The Spanish have been making paella for as long as there have been Spaniards. The ingredients are traditionally very flexible (chicken!) but for seafood, this is the pinnacle of the paella pile. If you have a large group to feed then this a scalable solution--depending on the size of your pans. You can even hire the bigger pans and burners for parties. Please DO read the entire Method for this recipe before you start to avoid making mistakes.

My good mate, Paul Harris got me onto this a few years ago now. He's a real wizard in the kitchen... and sometimes he cooks in there too. Occasionally he even wears clothes to do it, but not often. Anyway, he reckons I over-research the shit out of everything. And he's probably right (in typical fashion). But when I get to produce the EASY recipes that are a direct result of my overly-researched findings... everyone benefits.

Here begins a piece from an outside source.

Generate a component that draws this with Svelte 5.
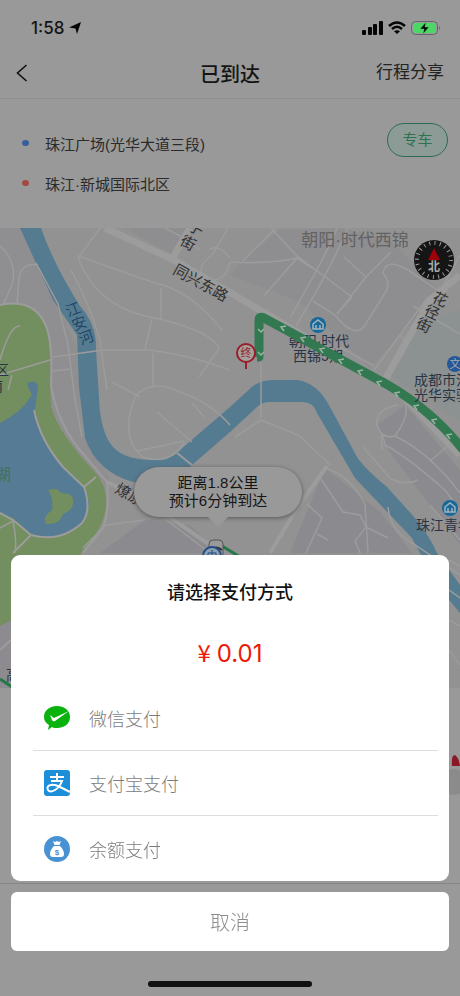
<script>
  const trip = {
    from: "珠江广场(光华大道三段)",
    to: "珠江·新城国际北区",
    type: "专车",
  };

  const methods = [
    { id: "wechat", name: "微信支付" },
    { id: "alipay", name: "支付宝支付" },
    { id: "balance", name: "余额支付" },
  ];

  const roads = [
    "M0 246Q18 262 12 285L3 305",
    "M38 265Q22 262 19 278L17 303M36 263L58 304L68 345L75 400L82 437",
    "M71 270Q88 300 100 340L107 390",
    "M100 228L78 258Q98 310 160 319Q215 333 219 349L199 377",
    "M78 256L155 283Q190 290 222 330",
    "M161 288V319M152 319L145 349M153 353V387M53 357L103 350L150 350Q190 355 230 370",
    "M53 371L70 369M112 382L140 397M157 412L192 442",
    "M185 442Q170 466 143 457Q119 439 135 397Q150 378 180 392Q210 402 230 425M192 403L204 417M137 451L184 441",
    "M165 228L180 236L200 250M228 228L212 255Q194 268 206 278Q225 285 230 262M209 250Q218 243 230 258",
    "M230 262Q273 264 297 258L264 296M243 261L276 228M271 228L297 256L352 297L337 314M297 258L320 273",
    "M337 228Q330 248 290 318M348 228Q330 270 296 326M344 257L366 277L337 314M391 252L366 277",
    "M313 301L335 315Q355 340 365 325L385 293Q392 284 383 273Q386 257 408 270L440 292L460 255M428 297L374 370",
    "M413 306L460 334M400 335L405 340M340 347L374 366",
    "M261 361V418M261 420L235 437M261 420L300 436L330 465",
    "M377 425Q375 409 398 405M377 425Q382 440 395 436Q410 415 405 405M395 436Q430 453 460 493M430 461L455 440M382 450Q380 420 385 445Q405 455 445 490L460 510M363 447L391 479Q406 486 418 480",
    "M325 468Q350 475 365 504L368 553M321 479L343 512L360 515L366 527L355 541L360 553M307 504L322 518L306 553M317 534L328 540",
    "M366 527L388 538M388 507Q390 530 412 543L460 575M430 505L460 540",
    "M83 548L106 525L145 520M160 515L210 553",
    "M0 528L13 521Q17 540 15 553M0 360Q10 325 20 326M0 375L50 360M12 375L8 390",
    "M449 560L460 566M449 590L460 598M449 620L460 626M449 650L460 665",
  ];

  let selected = $state("");
  let open = $state(true);
</script>

<div class="page">
  <div class="status">
    <div class="time">
      <span>1:58</span>
      <svg width="12" height="12" viewBox="0 0 12 12"><path d="M12 0L8 12L6.500 6.500L0 5.500z" /></svg>
    </div>
    <div class="signals">
      <svg width="21" height="14" viewBox="0 0 21 14">
        <rect x="0" y="9" width="4" height="5" rx="1" />
        <rect x="6" y="6" width="4" height="8" rx="1" />
        <rect x="11" y="3" width="4" height="11" rx="1" />
        <rect x="17" y="0" width="4" height="14" rx="1" />
      </svg>
      <svg width="18" height="14" viewBox="0 0 18 14" fill="none" stroke="#050505" stroke-width="2.500">
        <path d="M1 5Q9 -2 17 5M4 8Q9 3.500 14 8" />
        <path d="M9 13L6 10.300Q9 8.300 12 10.300z" fill="#050505" stroke="none" />
      </svg>
      <svg width="30" height="14" viewBox="0 0 30 14">
        <rect x="0.500" y="0.500" width="26" height="13" rx="4" fill="none" stroke="#666" />
        <rect x="2" y="2" width="23" height="10" rx="2.500" fill="#4bd765" />
        <path d="M28 5Q30 7 28 9z" fill="#666" />
        <path d="M15 1L9 8H13L12 13L18 6H14z" stroke="#4bd765" stroke-width=".5" />
      </svg>
    </div>
  </div>

  <header>
    <button class="back" aria-label="返回">
      <svg width="12" height="18" viewBox="0 0 12 18" fill="none" stroke="#111" stroke-width="1.600">
        <path d="M10.500 1L1.500 9L10.500 17" />
      </svg>
    </button>
    <h1>已到达</h1>
    <a href="#share">行程分享</a>
  </header>

  <section class="trip">
    <ul>
      <li><i class="dot blue"></i>{trip.from}</li>
      <li><i class="dot red"></i>{trip.to}</li>
    </ul>
    <span class="tag">{trip.type}</span>
  </section>

  <div class="map">
    <svg class="canvas" viewBox="0 228 460 460" preserveAspectRatio="xMidYMid slice">
      <rect x="-200" y="228" width="900" height="460" fill="#929293" />
      <path d="M0 228H20L58 304L77 350L82 430L110 480L100 495L50 407L50 345L30 308L0 304z" fill="#8f8e91" />
      <path d="M125 228L176 256L200 228zM230 275L300 302L330 330L370 368L440 292L390 240L340 228L280 230L240 262z" fill="#8e8d90" />
      <path d="M377 425L405 405L460 470V545L388 450zM325 468L290 553H412L380 512zM100 553L145 520L190 525L220 553z" fill="#8b8a8f" />
      <path d="M410 330L460 310V420L385 372z" fill="#8c9191" />

      <!-- park and lake -->
      <path d="M0 305Q33 298 45 325Q51 340 50 381L51 407Q60 435 93 470Q106 484 106 500Q108 523 83 550L40 626H0z" fill="#738e5f" />
      <path d="M0 423Q22 412 32 395L27 384Q34 378 38 386L35 410Q41 443 63 467Q88 485 89 503Q86 531 60 535Q40 539 30 533L13 518L0 513z" fill="#557b95" />
      <path d="M48 490Q58 487 61 493Q74 493 73 502Q74 510 63 514Q60 525 46 524Q42 517 52 510Q54 499 48 490z" fill="#738e5f" />
      <path d="M0 626L40 605V688H0z" fill="#8d8b90" />

      <!-- river -->
      <path d="M20 228H41Q53 263 80 306Q97 325 96 350L99 398Q100 428 110 443Q120 459 150 460Q172 459 180 450L230 407L253 386Q261 380 275 380H297Q318 383 330 407L357 457Q365 469 387 487L415 518Q430 537 437 553L460 585V613L445 595L420 553L412 538L355 478L317 413Q313 402 303 402H270Q262 402 257 407L230 432L192 465Q170 492 133 482Q97 472 85 438L79 387L77 335L53 300z" fill="#557b91" />

      <g class="roads">
        {#each roads as d}
          <path {d} />
        {/each}
      </g>
      <g class="wide">
        <path d="M105 228L172 259L260 310L400 393L460 455" />
        <path d="M172 259L190 228M460 275L430 300L386 378" />
        <path d="M0 305Q38 297 48 332Q53 350 51 385Q57 425 85 456L107 482Q110 510 103 528L83 553" class="thin" />
        <path d="M34 410Q40 440 63 467L84 487Q92 510 82 523Q60 543 31 535L13 520L0 513M31 535L13 553M84 487L96 477M177 453L192 465" class="thin" />
        <path d="M107 482L145 500L210 545M327 466L296 510L270 553" class="medium" />
        <path d="M0 650L11 640" class="thin" />
      </g>

      <text class="place" x="355" y="246" font-size="17" text-anchor="middle" fill="#626262">朝阳·时代西锦</text>
      <text class="label" x="319" y="346" text-anchor="middle">朝阳·时代</text>
      <text class="label" x="318" y="361" text-anchor="middle">西锦5期</text>

      <!-- route -->
      <path d="M257 357H259V320Q259 316 264 318L375 378Q428 405 465 452" class="route" />
      <path d="M258 329L261 332L264 329M258 352L261 355L264 352M286 326L281 327L284 331M306 337L301 338L304 342M325 348L320 349L323 353M344 359L339 360L342 364M363 370L358 371L361 375M382 381L377 382L380 386M400 392L395 393L398 397M419 405L414 406L417 410M437 419L432 420L435 424M452 434L447 435L450 439" class="arrows" />
      <path d="M0 679L15 689M222 546L245 560" stroke="#257848" stroke-width="3" />

      <text class="road-name" transform="translate(172 273) rotate(29)">同兴东路</text>
      <text class="road-name" transform="translate(179 244) rotate(29)">街</text>
      <text class="road-name" transform="translate(187 229) rotate(29)">子</text>
      <text class="road-name" transform="translate(114 492) rotate(29)">燎原路</text>
      <g class="river-name">
        <text transform="translate(68 317) rotate(-20)">江</text>
        <text transform="translate(74 331) rotate(-20)">安</text>
        <text transform="translate(81 345) rotate(-20)">河</text>
      </g>
      <g class="road-name">
        <text transform="translate(431 301) rotate(25)">花</text>
        <text transform="translate(423 314) rotate(25)">径</text>
        <text transform="translate(415 327) rotate(25)">街</text>
      </g>
      <text class="label" x="414" y="385">成都市江</text>
      <text class="label" x="414" y="400">光华实验</text>
      <text class="label" x="416" y="530">珠江青年</text>
      <text class="label" x="-5" y="375">区</text>
      <text class="label" x="-11" y="391">南</text>
      <text x="-5" y="480" font-size="16" fill="#467052">湖</text>
      <text class="label" x="6" y="680">高</text>

      <g class="poi">
        <circle cx="318" cy="325" r="8" />
        <path d="M313 324L318 320L323 324V329H313z" />
        <path d="M316 329V325M320 329V325" />
        <circle cx="450" cy="508" r="8" />
        <path d="M445 507L450 503L455 507V512H445z" />
        <path d="M448 512V508M452 512V508" />
        <circle cx="455" cy="364" r="8" class="school" />
        <text x="455" y="368" font-size="11" text-anchor="middle">文</text>
      </g>

      <path d="M246 361V369" stroke="#981e29" stroke-width="2" />
      <circle cx="246" cy="353" r="9" fill="#a5a0a0" stroke="#981e29" stroke-width="2" />
      <text x="246" y="357" font-size="11" text-anchor="middle" fill="#981e29">终</text>

      <!-- compass -->
      <g>
        <circle cx="434" cy="260" r="20" fill="#151515" />
        <circle cx="434" cy="260" r="17" fill="none" stroke="#999" stroke-width="4" stroke-dasharray="1 4.340" />
        <path d="M434 248L440 260H428z" fill="#a00008" />
        <text x="434" y="271" font-size="12" font-weight="700" text-anchor="middle" fill="#aaa">北</text>
      </g>

      <!-- car -->
      <rect x="209" y="540" width="14" height="26" rx="4" fill="#999" stroke="#555" />
      <path d="M211 550Q216 545 222 550" fill="none" stroke="#333" stroke-width="2" />
      <circle cx="212" cy="556" r="9" fill="#8a9eae" stroke="#1c4b86" stroke-width="2" />
      <path d="M208 553H216V556H208zM212 550V560" fill="none" stroke="#1c4b86" />
    </svg>
    <div class="bubble">
      <p>距离1.8公里</p>
      <p>预计6分钟到达</p>
    </div>
  </div>

  <section class="driver">
    <svg width="24" height="48" viewBox="0 0 24 48">
      <path d="M12 16Q11 5 15 5Q19 8 20 16z" fill="#8b1826" />
      <circle cx="14" cy="32" r="13" fill="#8b8b8b" />
    </svg>
  </section>

  {#if open}
    <div class="sheet">
      <div class="panel" role="dialog" aria-labelledby="pay-title">
        <h2 id="pay-title">请选择支付方式</h2>
        <p class="price"><span class="yen">¥</span>0.01</p>
        <div class="methods">
          {#each methods as method}
            <button class="method" class:selected={selected === method.id} onclick={() => (selected = method.id)}>
              <svg width="28" height="28" viewBox="0 0 28 28">
                {#if method.id === "wechat"}
                  <path d="M14 2C21 2 27 6 27 13C27 20 21 24 14 24C12 24 10 24 9 23L5 26L6 21C3 19 1 17 1 13C1 6 7 2 14 2z" fill="#09b20c" />
                  <path d="M7 11L11 14L26 7L12 17Q10 18 9 16z" fill="#fff" />
                {:else if method.id === "alipay"}
                  <rect x="1" y="1" width="26" height="26" rx="3" fill="#1d8fd8" />
                  <g fill="none" stroke="#fff" stroke-width="2">
                    <path d="M7 8H21M14 4V12M8 12H19Q17 18 12 21Q7 24 5 21Q3 17 8 16Q11 15 17 18L27 23" />
                  </g>
                {:else}
                  <circle cx="14" cy="14" r="13" fill="#4892d4" />
                  <path d="M10 6L12 7L14 6L16 7L18 6L16.500 10H11.500zM11 11H17Q21 15 21 19Q21 22 18 22H10Q7 22 7 19Q7 15 11 11z" fill="#fff" />
                  <text x="14" y="20" font-size="8" font-weight="700" text-anchor="middle" fill="#4892d4">$</text>
                {/if}
              </svg>
              <span>{method.name}</span>
            </button>
          {/each}
        </div>
      </div>
      <button class="cancel" onclick={() => (open = false)}>取消</button>
      <div class="home"></div>
    </div>
  {/if}
</div>

<style>
  :global(body) {
    margin: 0;
    background: #999;
  }

  .page {
    display: flex;
    flex-direction: column;
    min-height: 100vh;
    overflow: hidden;
    color: #151515;
    background: #999;
    font-family: "Liberation Sans", "Noto Sans CJK SC", sans-serif;
  }

  h1,
  h2,
  p,
  ul {
    margin: 0;
    padding: 0;
  }

  button {
    padding: 0;
    border: 0;
    background: none;
    font-family: inherit;
    cursor: pointer;
  }

  .status {
    display: flex;
    align-items: center;
    justify-content: space-between;
    height: 56px;
    padding: 0 19px 0 31px;
    fill: #050505;
  }

  .time,
  .signals {
    display: flex;
    align-items: center;
    gap: 5px;
  }

  .time {
    font-family: Inter, sans-serif;
    font-size: 17px;
    font-weight: 500;
  }

  header {
    display: grid;
    grid-template-columns: 1fr auto 1fr;
    align-items: center;
    height: 42px;
    padding: 0 16px;
    border-bottom: 1px solid #8f8f8f;
  }

  .back {
    display: flex;
    width: 24px;
    height: 24px;
    padding-bottom: 8px;
    align-items: center;
  }

  h1 {
    padding-bottom: 4px;
    font-size: 20px;
    font-weight: 500;
    line-height: 30px;
  }

  header a {
    justify-self: end;
    padding-bottom: 8px;
    color: #222;
    font-size: 17px;
    line-height: 24px;
    text-decoration: none;
  }

  .trip {
    display: flex;
    align-items: flex-start;
    justify-content: space-between;
    height: 105px;
    padding: 24px 12px 0 22px;
  }

  .trip ul {
    list-style: none;
  }

  .trip li {
    display: flex;
    align-items: center;
    gap: 16px;
    height: 40px;
    color: #2b2b2b;
    font-size: 15px;
  }

  .dot {
    width: 7px;
    height: 6px;
    border-radius: 50%;
  }

  .blue {
    background: #365f9d;
  }

  .red {
    background: #a54843;
  }

  .tag {
    box-sizing: border-box;
    width: 61px;
    height: 34px;
    border: 1px solid #2d6c50;
    border-radius: 17px;
    color: #2d7353;
    background: #8c9b95;
    font-size: 15px;
    line-height: 32px;
    text-align: center;
  }

  .map {
    position: relative;
    height: 460px;
  }

  .canvas {
    display: block;
    width: 100%;
    height: 100%;
  }

  .roads {
    fill: none;
    stroke: #9c9c9c;
    stroke-width: 1.5;
  }

  .wide {
    fill: none;
    stroke: #9c9c9c;
    stroke-width: 7;
  }

  .thin {
    stroke-width: 2;
  }

  .medium {
    stroke-width: 4;
  }

  .route {
    fill: none;
    stroke: #327951;
    stroke-width: 9;
    stroke-linejoin: round;
  }

  .arrows {
    fill: none;
    stroke: #9cb3a2;
    stroke-width: 1.5;
  }

  .label {
    fill: #2a3443;
    font-size: 14px;
  }

  .road-name {
    fill: #303030;
    font-size: 15px;
  }

  .river-name {
    fill: #234766;
    font-size: 15px;
  }

  .poi {
    fill: #17699a;
  }

  .poi path {
    fill: none;
    stroke: #a5b4bc;
    stroke-width: 1.5;
  }

  .poi .school {
    fill: #24589a;
  }

  .poi text {
    fill: #aaa;
  }

  .bubble {
    position: absolute;
    top: 239px;
    left: 50%;
    box-sizing: border-box;
    width: 168px;
    height: 50px;
    margin-left: -96px;
    padding-top: 7px;
    border-radius: 25px;
    background: #999;
    box-shadow: 0 1px 4px #555;
    font-size: 15px;
    line-height: 18px;
    text-align: center;
  }

  .bubble::after {
    position: absolute;
    top: 49px;
    left: 73px;
    border: 11px solid transparent;
    border-top-color: #999;
    border-bottom: 0;
    content: "";
  }

  .driver {
    display: flex;
    align-items: flex-start;
    justify-content: flex-end;
    box-sizing: border-box;
    height: 196px;
    padding-top: 62px;
    border-bottom: 1px solid #858585;
  }

  .driver svg {
    margin-right: -4px;
  }

  .sheet {
    position: fixed;
    right: 0;
    bottom: 0;
    left: 0;
    padding: 0 11px 9px;
  }

  .panel {
    box-sizing: border-box;
    padding: 24px 11px 0 22px;
    border-radius: 9px;
    background: #fff;
    text-align: center;
  }

  h2 {
    padding-right: 11px;
    color: #111;
    font-size: 18px;
    font-weight: 500;
    line-height: 28px;
  }

  .price {
    padding: 26px 11px 13px 0;
    color: #f01808;
    font-family: Inter, "Noto Sans CJK SC", sans-serif;
    font-size: 24px;
    line-height: 38px;
  }

  .yen {
    margin-right: 6px;
    font-family: "Noto Sans CJK SC", sans-serif;
  }

  .method {
    display: flex;
    align-items: center;
    gap: 18px;
    box-sizing: border-box;
    width: 100%;
    height: 65px;
    padding-left: 10px;
    border-bottom: 1px solid #dedede;
    color: #7c7c7c;
    font-size: 18px;
    font-weight: 300;
  }

  .method:last-child {
    border-bottom: 0;
  }

  .method.selected {
    font-weight: 400;
  }

  .cancel {
    display: block;
    width: 100%;
    height: 59px;
    margin: 11px 0 30px;
    border-radius: 6px;
    color: #8c8c8c;
    background: #fff;
    font-size: 20px;
    font-weight: 300;
  }

  .home {
    width: 164px;
    height: 6px;
    margin: 0 auto;
    border-radius: 3px;
    background: #111;
  }
</style>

So, shut up Harris... and thank you, for everything. You big, beautiful hairy gorilla of a man.

Ingredients

Method

  1. Optional: In a small bowl combine saffron and 1/4 cup hot water; let stand 10 minutes. If you don't have saffron, just forget this step and use tumeric later.
  2. In a 38cm paella pan (Don't have a 38cm paella pan? See below for smaller pan instructions) heat oil over medium heat. Add squid to pan. Cook, turning frequently, 30 to 60 seconds or until squid have released their juices and are no longer translucent. Transfer to a plate and let sit.
  3. Now, prepare the rest of the ingredients. Once we return the pan to the hob, we want to be able to lay our hands on every ingredient and throw it into the pan without distractions.
  4. Return the pan to the hob (medium heat)--add more oil if needed. Add onion, chorizo and garlic to pan. Cook and stir for 5-10 minutes. Add peeled tomatoes (crush them first with your fingers--don't buy crushed tomatoes in a can, that stuff is watered down to buggery. You're welcome!), turmeric (or saffron mix) and paprika. Cook and stir until thickened and almost paste-like.
  5. Add chicken stock and 1/2 teaspoon salt to pan; bring to boiling over HIGH heat. Add rice and capsicum, stirring to evenly distribute. Cook, without stirring, until rice has absorbed most of the liquid, 10 minutes, or; until the rice is cooked through. (If your pan is bigger than your burner, rotate it every few minutes to ensure the rice cooks evenly.)
  6. Moving quickly now: Add prawns, scallops, squid and top with mussels. Press the seafood gently into the paella so that it is completely covered. Cook, without stirring, 3-6 minutes more (edges should look dry and a slightly burnt crust should be forming on the bottom). If the paella looks too watery, reduce heat to a simmer until most of the liquid has evaporated, otherwise...
  7. Remove from heat. Top with shallots and cherry tomatoes. You can also add basil leaves, lemon/lime wedges and parsley--the choice is yours. Cover pan and let rest 10 minutes before serving.
  8. SMALLER PAN OPTIONS: For a smaller 29cm Skillet (deep dish): Prepare as directed except reduce rice to 1.5 cups and reduce chicken stock to 3 cups (750ml).